EXERCISE AIM — Copy the material that follows word for word and omit its pictures.
— Begin MATERIAL PROVIDED —
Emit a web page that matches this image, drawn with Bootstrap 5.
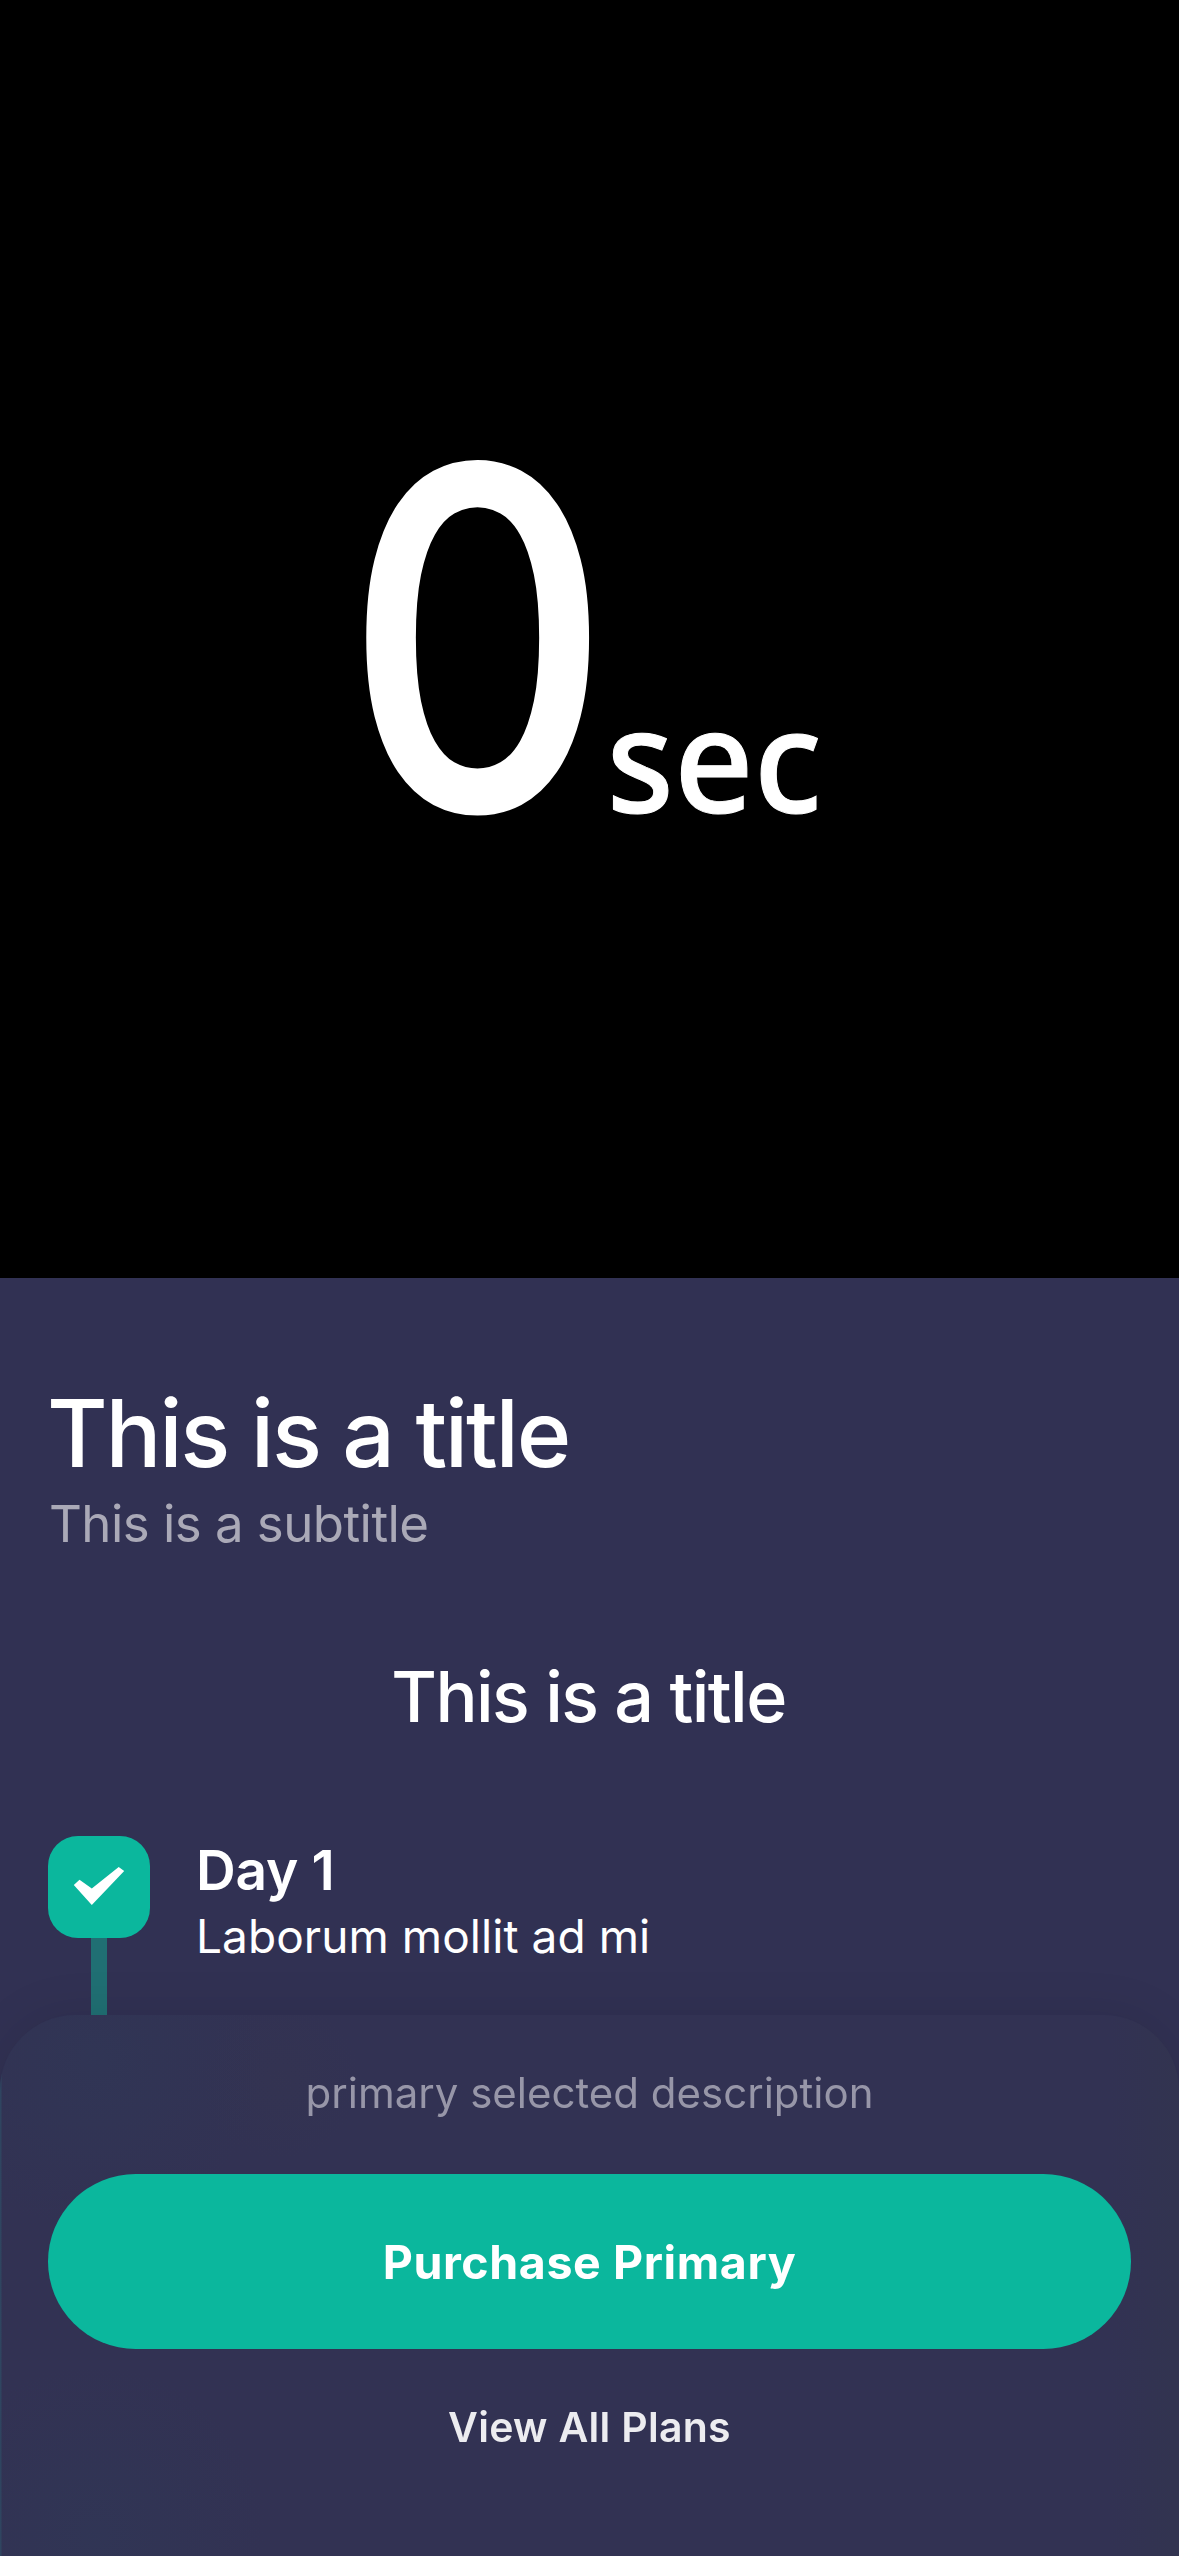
<!DOCTYPE html>
<html lang="en">
<head>
<meta charset="utf-8">
<meta name="viewport" content="width=device-width, initial-scale=1">
<title>Paywall</title>
<link href="https://cdn.jsdelivr.net/npm/bootstrap@5.3.0/dist/css/bootstrap.min.css" rel="stylesheet">
<style>
  :root { --bs-body-bg: #313153; --bs-body-font-family: Inter, "Noto Sans", sans-serif; --accent: #0bb79d; }
  html, body { height: 100%; }
  .video-hero { height: 1278px; }
  .video-hero svg { width: 100%; height: 100%; }
  .page-x { padding-left: 48px; padding-right: 48px; }
  .hero-title { font-size: 93px; font-weight: 500; line-height: 112px; letter-spacing: -2.25px; padding-top: 99px; margin: 0 0 0 -1px; }
  .hero-sub { font-size: 51px; line-height: 62px; letter-spacing: -.55px; margin: 4px 0 0 1px; color: #aaa9b7; }
  .section-title { font-size: 70px; font-weight: 500; line-height: 84px; letter-spacing: -1.6px; margin: 100px 2px 97px 0; }
  .step-rail { width: 102px; }
  .step-icon { width: 102px; height: 102px; border-radius: 30px; background: var(--accent); }
  .step-icon svg { width: 102px; height: 102px; }
  .step-line { width: 16px; height: 120px; background: #206f73; }
  .step-body { padding-left: 46px; }
  .step-name { font-size: 55px; line-height: 66px; letter-spacing: -.25px; padding-top: 1px; }
  .step-text { font-size: 46px; line-height: 56px; letter-spacing: .06px; margin-top: 5px; }
  .sheet { height: 541px; padding-top: 53px; border-radius: 75px 75px 0 0;
    background:
      linear-gradient(90deg, #2f4560 0 1px, transparent 2px),
      radial-gradient(circle at 95px 45px, rgba(46,58,88,.4), transparent 170px),
      radial-gradient(circle at 280px 65px, rgba(54,54,78,.3), transparent 80px),
      radial-gradient(circle at 95px 520px, rgba(46,58,88,.4), transparent 170px),
      linear-gradient(90deg, transparent 1110px, rgba(50,53,78,.6) 1179px),
      #323253;
    box-shadow: 0 0 50px rgba(0,0,0,.1); }
  .sheet-note { font-size: 42px; line-height: 50px; color: #9796a8; }
  .buy-btn { --bs-btn-bg: var(--accent); --bs-btn-color: #fff; --bs-btn-hover-bg: #0aa68e; --bs-btn-hover-color: #fff;
    height: 175px; margin-top: 56px; padding-top: 8px; border: 0; font-size: 46.5px; letter-spacing: .6px; }
  .plans-link { font-size: 41px; line-height: 50px; letter-spacing: .28px; margin-top: 53px; color: #ececf0; }
</style>
<script src="https://cdn.jsdelivr.net/npm/bootstrap@5.3.0/dist/js/bootstrap.bundle.min.js"></script>
</head>
<body class="text-white overflow-hidden">
  <section class="video-hero bg-black">
    <svg class="d-block" viewBox="0 0 1179 1278" fill="#fff">
      <text transform="translate(356.5 810) scale(.874 1)" font-family="Lato" font-weight="600" font-size="478" stroke="#fff" stroke-width="4">0</text>
      <text transform="translate(606.5 813) scale(.972 1)" font-family="Noto Sans" font-weight="500" font-size="143" stroke="#fff" stroke-width="1">sec</text>
    </svg>
  </section>

  <main class="page-x">
    <h1 class="hero-title">This is a title</h1>
    <p class="hero-sub">This is a subtitle</p>
    <h2 class="section-title text-center">This is a title</h2>

    <div class="d-flex align-items-start">
      <div class="step-rail d-flex flex-column align-items-center flex-shrink-0">
        <div class="step-icon">
          <svg class="d-block" viewBox="0 0 102 102" fill="#fff"><path d="M25.8 49 31.5 43.8 43.8 52.5 70.7 31l5.5 4L43.8 69z"/></svg>
        </div>
        <div class="step-line"></div>
      </div>
      <div class="step-body">
        <div class="step-name fw-semibold">Day 1</div>
        <div class="step-text">Laborum mollit ad mi</div>
      </div>
    </div>
  </main>

  <aside class="sheet page-x fixed-bottom d-flex flex-column align-items-stretch text-center">
    <div class="sheet-note">primary selected description</div>
    <button type="button" class="btn buy-btn rounded-pill w-100 fw-bold">Purchase Primary</button>
    <a href="#" class="plans-link fw-semibold text-decoration-none">View All Plans</a>
  </aside>
</body>
</html>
— End MATERIAL PROVIDED —
ANSWER TO THE PROBLEM —
Emit a web page that matches this image, drawn with Bootstrap 5.
<!DOCTYPE html>
<html lang="en">
<head>
<meta charset="utf-8">
<meta name="viewport" content="width=device-width, initial-scale=1">
<title>Paywall</title>
<link href="https://cdn.jsdelivr.net/npm/bootstrap@5.3.0/dist/css/bootstrap.min.css" rel="stylesheet">
<style>
  :root { --bs-body-bg: #313153; --bs-body-font-family: Inter, "Noto Sans", sans-serif; --accent: #0bb79d; }
  html, body { height: 100%; }
  .video-hero { height: 1278px; }
  .video-hero svg { width: 100%; height: 100%; }
  .page-x { padding-left: 48px; padding-right: 48px; }
  .hero-title { font-size: 93px; font-weight: 500; line-height: 112px; letter-spacing: -2.25px; padding-top: 99px; margin: 0 0 0 -1px; }
  .hero-sub { font-size: 51px; line-height: 62px; letter-spacing: -.55px; margin: 4px 0 0 1px; color: #aaa9b7; }
  .section-title { font-size: 70px; font-weight: 500; line-height: 84px; letter-spacing: -1.6px; margin: 100px 2px 97px 0; }
  .step-rail { width: 102px; }
  .step-icon { width: 102px; height: 102px; border-radius: 30px; background: var(--accent); }
  .step-icon svg { width: 102px; height: 102px; }
  .step-line { width: 16px; height: 120px; background: #206f73; }
  .step-body { padding-left: 46px; }
  .step-name { font-size: 55px; line-height: 66px; letter-spacing: -.25px; padding-top: 1px; }
  .step-text { font-size: 46px; line-height: 56px; letter-spacing: .06px; margin-top: 5px; }
  .sheet { height: 541px; padding-top: 53px; border-radius: 75px 75px 0 0;
    background:
      linear-gradient(90deg, #2f4560 0 1px, transparent 2px),
      radial-gradient(circle at 95px 45px, rgba(46,58,88,.4), transparent 170px),
      radial-gradient(circle at 280px 65px, rgba(54,54,78,.3), transparent 80px),
      radial-gradient(circle at 95px 520px, rgba(46,58,88,.4), transparent 170px),
      linear-gradient(90deg, transparent 1110px, rgba(50,53,78,.6) 1179px),
      #323253;
    box-shadow: 0 0 50px rgba(0,0,0,.1); }
  .sheet-note { font-size: 42px; line-height: 50px; color: #9796a8; }
  .buy-btn { --bs-btn-bg: var(--accent); --bs-btn-color: #fff; --bs-btn-hover-bg: #0aa68e; --bs-btn-hover-color: #fff;
    height: 175px; margin-top: 56px; padding-top: 8px; border: 0; font-size: 46.5px; letter-spacing: .6px; }
  .plans-link { font-size: 41px; line-height: 50px; letter-spacing: .28px; margin-top: 53px; color: #ececf0; }
</style>
<script src="https://cdn.jsdelivr.net/npm/bootstrap@5.3.0/dist/js/bootstrap.bundle.min.js"></script>
</head>
<body class="text-white overflow-hidden">
  <section class="video-hero bg-black">
    <svg class="d-block" viewBox="0 0 1179 1278" fill="#fff">
      <text transform="translate(356.5 810) scale(.874 1)" font-family="Lato" font-weight="600" font-size="478" stroke="#fff" stroke-width="4">0</text>
      <text transform="translate(606.5 813) scale(.972 1)" font-family="Noto Sans" font-weight="500" font-size="143" stroke="#fff" stroke-width="1">sec</text>
    </svg>
  </section>

  <main class="page-x">
    <h1 class="hero-title">This is a title</h1>
    <p class="hero-sub">This is a subtitle</p>
    <h2 class="section-title text-center">This is a title</h2>

    <div class="d-flex align-items-start">
      <div class="step-rail d-flex flex-column align-items-center flex-shrink-0">
        <div class="step-icon">
          <svg class="d-block" viewBox="0 0 102 102" fill="#fff"><path d="M25.8 49 31.5 43.8 43.8 52.5 70.7 31l5.5 4L43.8 69z"/></svg>
        </div>
        <div class="step-line"></div>
      </div>
      <div class="step-body">
        <div class="step-name fw-semibold">Day 1</div>
        <div class="step-text">Laborum mollit ad mi</div>
      </div>
    </div>
  </main>

  <aside class="sheet page-x fixed-bottom d-flex flex-column align-items-stretch text-center">
    <div class="sheet-note">primary selected description</div>
    <button type="button" class="btn buy-btn rounded-pill w-100 fw-bold">Purchase Primary</button>
    <a href="#" class="plans-link fw-semibold text-decoration-none">View All Plans</a>
  </aside>
</body>
</html>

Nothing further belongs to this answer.